When a fall from a height occurs with midway impacts, such as in the balcony simulation presented here, there are differences in both the global kinematics and dynamics of impacts with the surrounding environment. Since models have provided similar and reliable results for free falls, the deviations between the two models have to be attributed to the different interaction of body segments with the environment (balcony). At the beginning of the simulation, before the interaction with the balcony geometry, the kinematics of the two models are similar (Fig. 10a). In the next step, the anthropomorphic ATB model experiences a major first impact with the balcony at the pelvis level (Fig. 11a), while the ellipsoidal model undergoes a significant impact at the abdomen segment level and this is due to significant differences in solid models used to reproduce trunk geometries, especially with reference to the pelvis.

After the first impact, the thorax and abdomen segments come into contact with the balcony rail in the multi-ellipsoid model, and the model is actually entangled due to residual spaces between ellipsoids. This leads to a longer interaction with the balcony compared to the anthropomorphic model, which interacts with the balcony mainly at the level of the pelvis segment. In the following steps, the entanglement between the tights and pelvis of the multi-ellipsoid model plays a major role in determining the rotation of the legs over the balcony rail. Compared to the anthropomorphic model, the ellipsoidal one shows a delay in leg rotation, which ultimately results in a closer contact to the balcony outer surface. The differences above described produced a different final position on the ground at the end of simulation.

An important aspect outlined by these numerical analyses was that simulation times did not exhibit consistent differences between the two models (about 5 s on a computer with i7-8700 CPU and 32 GB RAM), maintaining the same low computational effort typically associated with ATB models.

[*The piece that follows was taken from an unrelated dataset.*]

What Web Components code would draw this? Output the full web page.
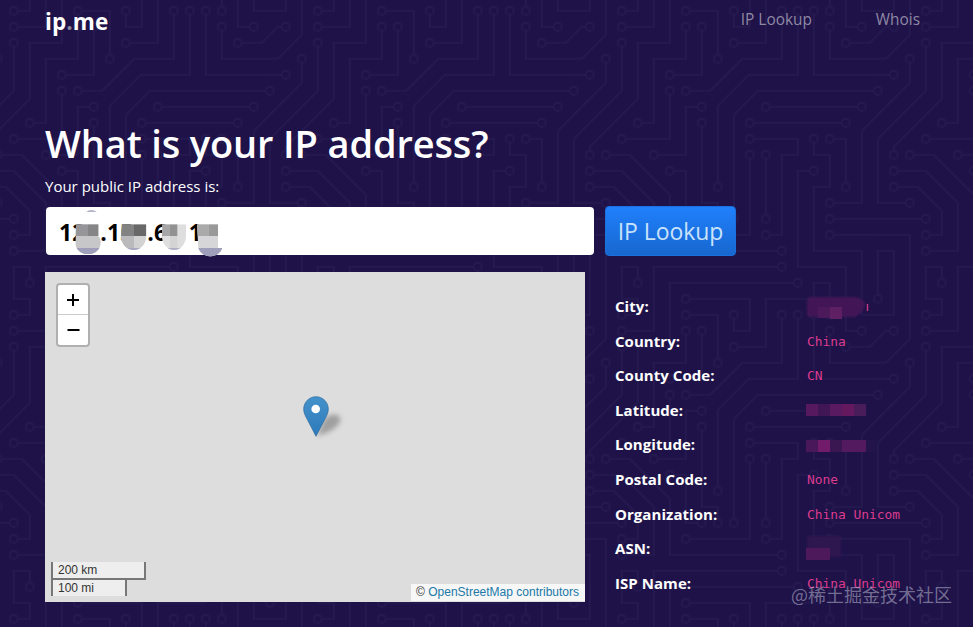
<!DOCTYPE html>
<html lang="en">
<head>
<meta charset="utf-8">
<title>ip.me</title>
<style>
    html, body {
        margin: 0;
        height: 627px;
        overflow: hidden;
        background: #1e1249;
    }
    body {
        font-family: "Open Sans", "Noto Sans", sans-serif;
        color: #fff;
    }
</style>
</head>
<body>
<ip-page>
    <site-header slot="header"></site-header>
    <page-intro slot="intro"></page-intro>
    <lookup-form slot="form"></lookup-form>
    <location-map slot="map"></location-map>
    <detail-list slot="details">
        <detail-row label="City:" mask="city"></detail-row>
        <detail-row label="Country:">China</detail-row>
        <detail-row label="County Code:">CN</detail-row>
        <detail-row label="Latitude:" mask="latitude"></detail-row>
        <detail-row label="Longitude:" mask="longitude"></detail-row>
        <detail-row label="Postal Code:">None</detail-row>
        <detail-row label="Organization:">China Unicom</detail-row>
        <detail-row label="ASN:" mask="asn"></detail-row>
        <detail-row label="ISP Name:">China Unicom</detail-row>
    </detail-list>
    <water-mark slot="mark">@稀土掘金技术社区</water-mark>
</ip-page>

<script>
function define(name, html) {
    const template = document.createElement('template');
    template.innerHTML = html;
    customElements.define(name, class extends HTMLElement {
        constructor() {
            super();
            this.attachShadow({ mode: 'open' }).appendChild(template.content.cloneNode(true));
        }
    });
}

// Circuit traces on a 304px tile. Traces in "both" end in a ring on each side,
// "start" has a ring on the first point only, "plain" has none.
const traces = {
    both: [
        'M273 129H177', 'M193 113H289', 'M193 225V161', 'M129 129V209H145V225',
        'M129 113H113V161H81', 'M113 241H177V161', 'M97 177H113V225H129',
        'M257 145H273V193', 'M193 241H209V161H225V145H177', 'M97 97V145H49',
        'M113 33V65H81V129H65', 'M97 81H129V33', 'M113 17H145V65',
        'M113 1H177V33H161V17', 'M113 97H137.4L169.4 65H209V17',
        'M145 193V112L176 81H225V17', 'M161 225V121L185 97H305',
        'M49 49V97L1 145V209H33', 'M49 241H65V217L41 193H17',
        'M209 257H97V201L57 161H33', 'M49 257H81V209L49 177H17'
    ],
    start: [
        'M49 225H0', 'M209 273H82', 'M257 225H304', 'M257 241H304', 'M17 81H0',
        'M257 17V0', 'M241 17V81H304', 'M257 33V65H304', 'M65 289V273H49V304',
        'M241 177H225V273H273V304', 'M289 33H273V0', 'M49 33H81V0',
        'M225 289H97V304', 'M241 145V161H257V193H241V257H289V304',
        'M49 17H65V1H48', 'M161 49H193V1H242', 'M17 161V153L65 105V49H97V0',
        'M33 65V89L0 122', 'M17 33H9L0 42', 'M273 49H297L304 42',
        'M257 209H289V137L304 122', 'M1 305V257H17V304'
    ],
    plain: [
        'M33 0V41L9 65H0', 'M33 304V241H0', 'M0 17H17V0', 'M289 0V17H304',
        'M257 304V289H241V304', 'M81 272V304'
    ]
};

class CircuitBackground extends HTMLElement {
    constructor() {
        super();
        const paths = Object.keys(traces).map(kind =>
            traces[kind].map(d => `<path class="${kind}" d="${d}"/>`).join('')
        ).join('');
        this.attachShadow({ mode: 'open' }).innerHTML = `
            <style>
                :host { display: block; }
                svg { display: block; width: 100%; height: 100%; }
                path { fill: none; stroke: #261b51; stroke-width: 1.6; }
                circle { fill: #1e1249; stroke: #251a50; stroke-width: 1.8; }
                .both { marker-start: url(#ring); marker-end: url(#ring); }
                .start { marker-start: url(#ring); }
            </style>
            <svg>
                <defs>
                    <marker id="ring" viewBox="-6 -6 12 12" markerWidth="12" markerHeight="12" markerUnits="userSpaceOnUse">
                        <circle r="4"/>
                    </marker>
                    <pattern id="tile" x="-35.2" y="-6.2" width="304" height="304" patternUnits="userSpaceOnUse">
                        ${paths}
                        <circle cx="1" cy="97" r="4"/><circle cx="1" cy="1" r="4"/>
                        <circle cx="305" cy="1" r="4"/><circle cx="305" cy="305" r="4"/>
                        <circle cx="113" cy="305" r="4"/>
                    </pattern>
                </defs>
                <rect width="100%" height="100%" fill="url(#tile)"/>
            </svg>`;
    }
}
customElements.define('circuit-background', CircuitBackground);

define('ip-page', `
    <style>
        :host { display: block; position: relative; height: 627px; overflow: hidden; }
        circuit-background { position: absolute; inset: 0; }
        .page { position: relative; display: flex; flex-direction: column; padding-left: 45px; }
        .columns { display: flex; gap: 30px; margin-top: 17px; }
        ::slotted([slot="mark"]) { position: absolute; left: 791px; top: 581px; }
    </style>
    <circuit-background></circuit-background>
    <div class="page">
        <slot name="header"></slot>
        <slot name="intro"></slot>
        <slot name="form"></slot>
        <div class="columns">
            <slot name="map"></slot>
            <slot name="details"></slot>
        </div>
    </div>
    <slot name="mark"></slot>
`);

define('site-header', `
    <style>
        :host { display: flex; justify-content: space-between; align-items: flex-start; height: 42px; padding-right: 53px; }
        .logo { font-size: 22.5px; font-weight: 700; letter-spacing: 0.1px; line-height: 44px; }
        .logo i { font-style: normal; color: #8c879c; }
        nav { display: flex; gap: 64px; font-size: 15.4px; line-height: 40px; color: #8f88a4; }
    </style>
    <div class="logo">ip<i>.</i>me</div>
    <nav><span>IP Lookup</span><span>Whois</span></nav>
`);

define('page-intro', `
    <style>
        :host { display: block; height: 164px; }
        h1 { margin: 0; padding-top: 77px; font-size: 38px; font-weight: 600; line-height: 48px; letter-spacing: -0.14px; white-space: nowrap; }
        p { margin: 7px 0 0; font-size: 15px; line-height: 24px; }
    </style>
    <h1>What is your IP address?</h1>
    <p>Your public IP address is:</p>
`);

define('lookup-form', `
    <style>
        :host { display: flex; align-items: center; gap: 11px; height: 49px; padding: 0 0 0 1px; }
        .field { position: relative; box-sizing: border-box; width: 548px; height: 48px; border-radius: 4px; background: #fff; }
        /* the redaction blobs hang over the lower edge of the field */
        svg { position: absolute; left: -6px; top: -12px; width: 220px; height: 75px; }
        text { font-size: 69px; font-weight: 700; fill: #000; }
        button {
            box-sizing: border-box; width: 131px; height: 50px; padding: 0;
            border: 1px solid #1a70df; border-radius: 4px;
            background: linear-gradient(#2080fc, #1767cf);
            color: #c9e2fc; font: 23px/48px "Open Sans", sans-serif; letter-spacing: -0.05px;
        }
    </style>
    <div class="field">
        <svg viewBox="0 0 660 225">
            <defs>
                <clipPath id="c1"><path d="M108 88h67v35q8 8 7 20a38 35 0 0 1-76 0z"/></clipPath>
                <clipPath id="c2"><path d="M246 88h73v35a38 42 0 0 1-76 0z"/></clipPath>
                <clipPath id="c3"><path d="M367 88h71v35a36 42 0 0 1-72 0z"/></clipPath>
                <clipPath id="c4"><path d="M471 88h63v71h13a37 33 0 0 1-72 0z"/></clipPath>
            </defs>
            <text x="57" y="138">12</text>
            <text x="181" y="138">.1</text>
            <text x="240" y="138">5</text>
            <text x="322" y="138">.6</text>
            <text x="446" y="138">1</text>
            <path fill="#9b9bbb" d="M139 50q14-8 31 0z"/>
            <g clip-path="url(#c1)">
                <path fill="#c7c7ca" d="M100 80h90v110h-90z"/>
                <path fill="#969699" d="M100 80h44v43h-44z"/><path fill="#858588" d="M144 80h40v43h-40z"/>
                <path fill="#9e9ebb" d="M100 159h90v30h-90z"/>
            </g>
            <g clip-path="url(#c2)">
                <path fill="#d2d2d3" d="M240 80h90v110h-90z"/>
                <path fill="#828283" d="M240 80h42v43h-42z"/><path fill="#686869" d="M282 80h40v43h-40z"/>
                <path fill="#bababc" d="M240 123h42v36h-42z"/>
                <path fill="#a7a7c0" d="M240 159h90v30h-90z"/>
            </g>
            <g clip-path="url(#c3)">
                <path fill="#dededf" d="M360 80h90v110h-90z"/>
                <path fill="#a6a6a8" d="M360 80h30v43h-30z"/><path fill="#929293" d="M390 80h22v43h-22z"/>
                <path fill="#d4d4d5" d="M390 123h22v36h-22z"/>
                <path fill="#aeaec5" d="M360 159h90v30h-90z"/>
            </g>
            <g clip-path="url(#c4)">
                <path fill="#d6d6d8" d="M468 80h84v115h-84z"/>
                <path fill="#aaaaab" d="M468 80h38v43h-38z"/><path fill="#999" d="M506 80h28v43h-28z"/>
                <path fill="#9f9ebb" d="M468 159h84v36h-84z"/>
            </g>
        </svg>
    </div>
    <button>IP Lookup</button>
`);

define('map-pin', `
    <style>
        :host { display: block; width: 45px; height: 45px; }
        svg { display: block; }
    </style>
    <svg width="45" height="45" viewBox="0 0 45 45">
        <defs>
            <linearGradient id="body" x2="0" y2="1"><stop stop-color="#4492cb"/><stop offset="1" stop-color="#2d79bb"/></linearGradient>
            <filter id="soft" x="-30%" y="-30%" width="160%" height="160%"><feGaussianBlur stdDeviation="2.4"/></filter>
        </defs>
        <path d="M14 40 21 23q8-7 15-3 4 5-3 11-7 6-19 9z" fill="#555" opacity=".45" filter="url(#soft)"/>
        <path d="M13 .7C6.200.7.7 6.200.7 13c0 3 1 5.500 2.300 8L13 40.300 23 21c1.300-2.500 2.300-5 2.300-8C25.300 6.200 19.800.7 13 .7z" fill="url(#body)" stroke="#2f6c9e" stroke-width=".7"/>
        <circle cx="12.700" cy="13" r="4.300" fill="#fff"/>
    </svg>
`);

define('location-map', `
    <style>
        :host { display: block; position: relative; width: 540px; height: 330px; background: #ddd; font-family: "Liberation Sans", Arial, sans-serif; }
        .zoom { position: absolute; left: 11px; top: 11px; box-sizing: border-box; width: 34px; height: 64px; border: 2px solid #b0b0b0; border-radius: 4px; background: #fff; }
        .zoom div { box-sizing: border-box; height: 30px; display: flex; align-items: center; justify-content: center; }
        .zoom div:first-child { border-bottom: 1px solid #ccc; }
        map-pin { position: absolute; left: 258px; top: 124px; }
        .scale { position: absolute; left: 6px; bottom: 6px; font-size: 12px; line-height: 16px; color: #333; }
        .scale div { box-sizing: border-box; height: 18px; padding: 0 5px; border: 2px solid #777; border-top: 0; background: rgba(255, 255, 255, .5); }
        .km { width: 95px; }
        .scale .mi { width: 76px; height: 16px; border-bottom: 0; }
        .credit { position: absolute; right: 0; bottom: 1px; height: 17px; padding: 0 6px 0 5px; font-size: 12px; line-height: 16px; color: #333; background: rgba(255, 255, 255, .75); white-space: nowrap; }
        .credit span { color: #2079a8; }
    </style>
    <div class="zoom">
        <div><svg width="14" height="14"><path d="M1 7h12M7 1v12" stroke="#000" stroke-width="2"/></svg></div>
        <div><svg width="14" height="14"><path d="M1.500 7h12" stroke="#000" stroke-width="2"/></svg></div>
    </div>
    <map-pin></map-pin>
    <div class="scale"><div class="km">200 km</div><div class="mi">100 mi</div></div>
    <div class="credit">© <span>OpenStreetMap contributors</span></div>
`);

define('detail-list', `
    <style>
        :host { display: flex; flex-direction: column; padding-top: 17px; }
    </style>
    <slot></slot>
`);

// Pixelated stand-ins for hidden values, drawn on a 12px grid
const masks = {
    city: `
        <path d="M1 11q0-4 4-4h43q7 0 11 6-1 10-10 14H4q-3 0-3-4z" fill="#421856" filter="url(#edge)"/>
        <path d="M24 17h12v12H24z" fill="#5e2063"/><path d="M12 17h12v11H12z" fill="#4c1a5a"/>
        <path d="M61.500 14v7" stroke="#c23683" stroke-width="1.500"/>`,
    latitude: `
        <path d="M0 10h12v12H0z" fill="#56195f"/><path d="M12 10h12v12H12z" fill="#401654"/>
        <path d="M24 10h12v12H24z" fill="#5a1a61"/><path d="M36 10h12v12H36z" fill="#64195f"/>
        <path d="M48 10h12v12H48z" fill="#481d59"/>`,
    longitude: `
        <path d="M0 12h12v12H0z" fill="#48185a"/><path d="M12 12h12v12H12z" fill="#731b6b"/>
        <path d="M24 12h12v12H24z" fill="#3a1750"/><path d="M36 12h24v12H36z" fill="#541a5f"/>
        <path d="M60 12h10v12H60z" fill="#24144c"/>`,
    asn: `
        <path d="M1 4h34v21H1z" fill="#2d134f" filter="url(#edge)"/>
        <path d="M0 16h24v12H0z" fill="#4e195b"/>`
};

class DetailRow extends HTMLElement {
    constructor() {
        super();
        this.attachShadow({ mode: 'open' });
    }

    connectedCallback() {
        const mask = masks[this.getAttribute('mask')];
        this.shadowRoot.innerHTML = `
            <style>
                :host { display: flex; height: 34.6px; line-height: 34.6px; white-space: nowrap; }
                .label { width: 192px; font-size: 15px; font-weight: 700; letter-spacing: 0.05px; }
                .value { font-family: "DejaVu Sans Mono", monospace; font-size: 12.9px; color: #dc3c8c; padding-top: 1px; }
                svg { display: block; margin-left: -1px; }
            </style>
            <div class="label"></div>
            <div class="value">${mask ? `
                <svg width="72" height="32">
                    <defs><filter id="edge"><feGaussianBlur stdDeviation="1"/></filter></defs>
                    ${mask}
                </svg>` : '<slot></slot>'}
            </div>`;
        this.shadowRoot.querySelector('.label').textContent = this.getAttribute('label');
    }
}
customElements.define('detail-row', DetailRow);

define('water-mark', `
    <style>
        :host { display: block; font: 18px/26px "Noto Sans CJK SC", sans-serif; color: rgba(190, 188, 210, .55); white-space: nowrap; }
    </style>
    <slot></slot>
`);
</script>
</body>
</html>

The comparison analysis between the anthropomorphic and the GEBOD models here presented is certainly affected by some limitations. First of all, the segmentation process here proposed is based on the individuation of anatomical skin landmarks, which implies that resulting limbs segments are not perfectly symmetrical between the left and right sides; on the contrary, the GEBOD program generates datasets that are symmetrical, meaning that the same geometrical and inertial properties are assigned to right and left limbs segments. In the second place, the segmentation process itself can have an influence on data comparison: landmarks identified in the current study might be slightly different from those identified over 30 years ago, with less advanced techniques. In addition, a ‘standardised’ subdivision of the human body in segments still does not exist, and this makes impossible the comparison between the findings of this work and other works in literature.

5 Conclusions

In this work a methodology for the creation of an anthropomorphic external geometry of a human subject was presented, with the aim of investigating body segments properties taking one step further with respect to existing studies. The 3D geometry generation was based on a Statistical Shape Model, built from a wide database of 3D human scans (CAESAR database) and implemented into a code developed for ergonomic design studies [43], here extended to be implemented in a multibody code (MSC Adams). A virtual population made of twenty adult males was selected as a subset for this study and anthropomorphic and multi-ellipsoidal models were created for each individual. The first objective of the present work was to compare the main properties of body segments (inertial properties, joint centres positions, external geometries) between the two modelling approaches. The analysis has pointed out how the abdomen and the thighs are the most critical segments with reference to inertial properties, while the most critical areas, for what concerns the external geometry, are located at the shoulders, the calves, and, for over-weight and obese subjects, at the trunk. These differences can have a significant impact on the outcome of multibody analyses: a reference case of a human falling from a balcony has been here analysed; the contact sequence has resulted to be different between the two models as well as the peak impact forces. On the whole, the anthropomorphic model represents an advancement towards a more faithful simulation of the human body behaviour, thanks to an accurate reproduction of its external shape. In order to improve the anthropomorphic ATB model, future activities will be focused on overcoming limitations related to the segmentation of the human body geometry. One of the consequences of this segmentation process is that segments’ geometries have sharp edges at the end surfaces, differently from rounded structures of ellipsoids. When relative rotations between segments are relevant, these sharp corners can generate some gaps, which can be unsightly and can affect simulation results when contacts taking place next to those areas are of relevance. To address this issue, anthropomorphic ATB models including flexible elements between adjacent body segments will be investigated in the future.